Whoa baby. Hold up right there. First, according to the graph, it’s not “a handful” of teams, it’s about 110 of them. Second, that’s fine to credit these patterns to random luck. But then shouldn’t you also be considering random luck as an explanation for the success of certain teams?

And what’s with this sort of data dredging:

Duke’s Cameron Crazies are among the most famous fan groups in any sport in the country. And to some extent, they live up to their hype. Our data ranks them as one of the more distracting teams in the nation, although they’re outside our top 10. It could be that they’re actually better than that, and that their numbers will improve with more seasons of data. Or perhaps their creativity does not match their intensity.

Here’s the bad news for Duke fans: Their main rivals, the fans in Chapel Hill, have them slightly beaten here. North Carolina’s fans help the Tar Heels to the tune of about two-thirds of a point per game, relative to a typical home crowd.

This is getting ridiculous. These guys could give a story to coin flips.

What’s really needed here is a hierarchical model. Or, simpler than that, let’s just try computing these summaries for each arena in each season, and see if the arenas with these free-throw patterns in season 1, also show the patterns in season 2. At its simplest, if the differences between arenas are all noise, the year-to-year correlation between these results will be essentially zero. Next step is to fit a hierarchical model with arena effects and arena*year interactions.

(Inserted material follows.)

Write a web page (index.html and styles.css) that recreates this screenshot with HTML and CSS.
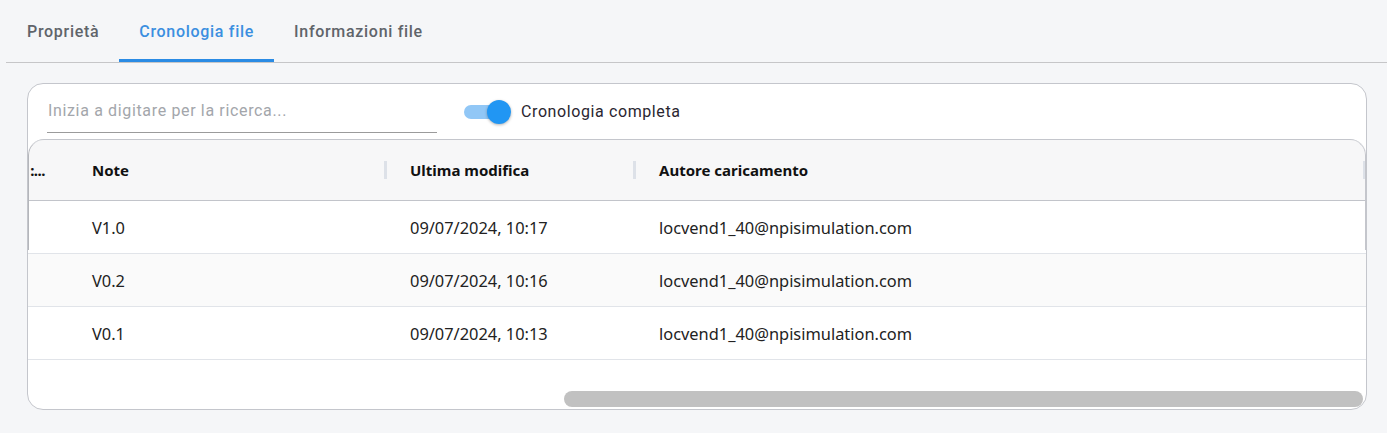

7 thoughts on “Stop screaming already: Exaggeration of effects of fan distraction in NCAA basketball

  1. Here’s a test: what about gyms that don’t have seating behind the baskets so opposing free throw shooters would be less distracted? Are there any like that? It was pretty common when I was at Rice U. in the 1970s to draw a big curtain in front of the seats behind the baskets because the crowds were so small until Ricky Pierce showed up.

  2. There are so many intervening factors here that this result is not believable. First, patterns of fouling will vary from team to team depending on personnel and coaching philosophy. Second, some fouls are strategic either targeting specific players because they’re terrible at free throws that it’s better to foul than let them score (i.e., hack a Shaq) or the losing team is fouling to slow the clock at the end of a game. Third, whether teams are over 6 fouls or not means they’ll be taking 1-1 free throws (player gets another shot only if he makes the first) or 2 guaranteed. Fourth, a player shooting a free throw to tie or win the game at the end is under more stress than one shooting earlier in the game. Other things I can think of are margin of victory and conference (Big East vs Big Sky). There are probably things that I overlooked but a measly .2 points is easily washed away or strengthened in any of these scenarios.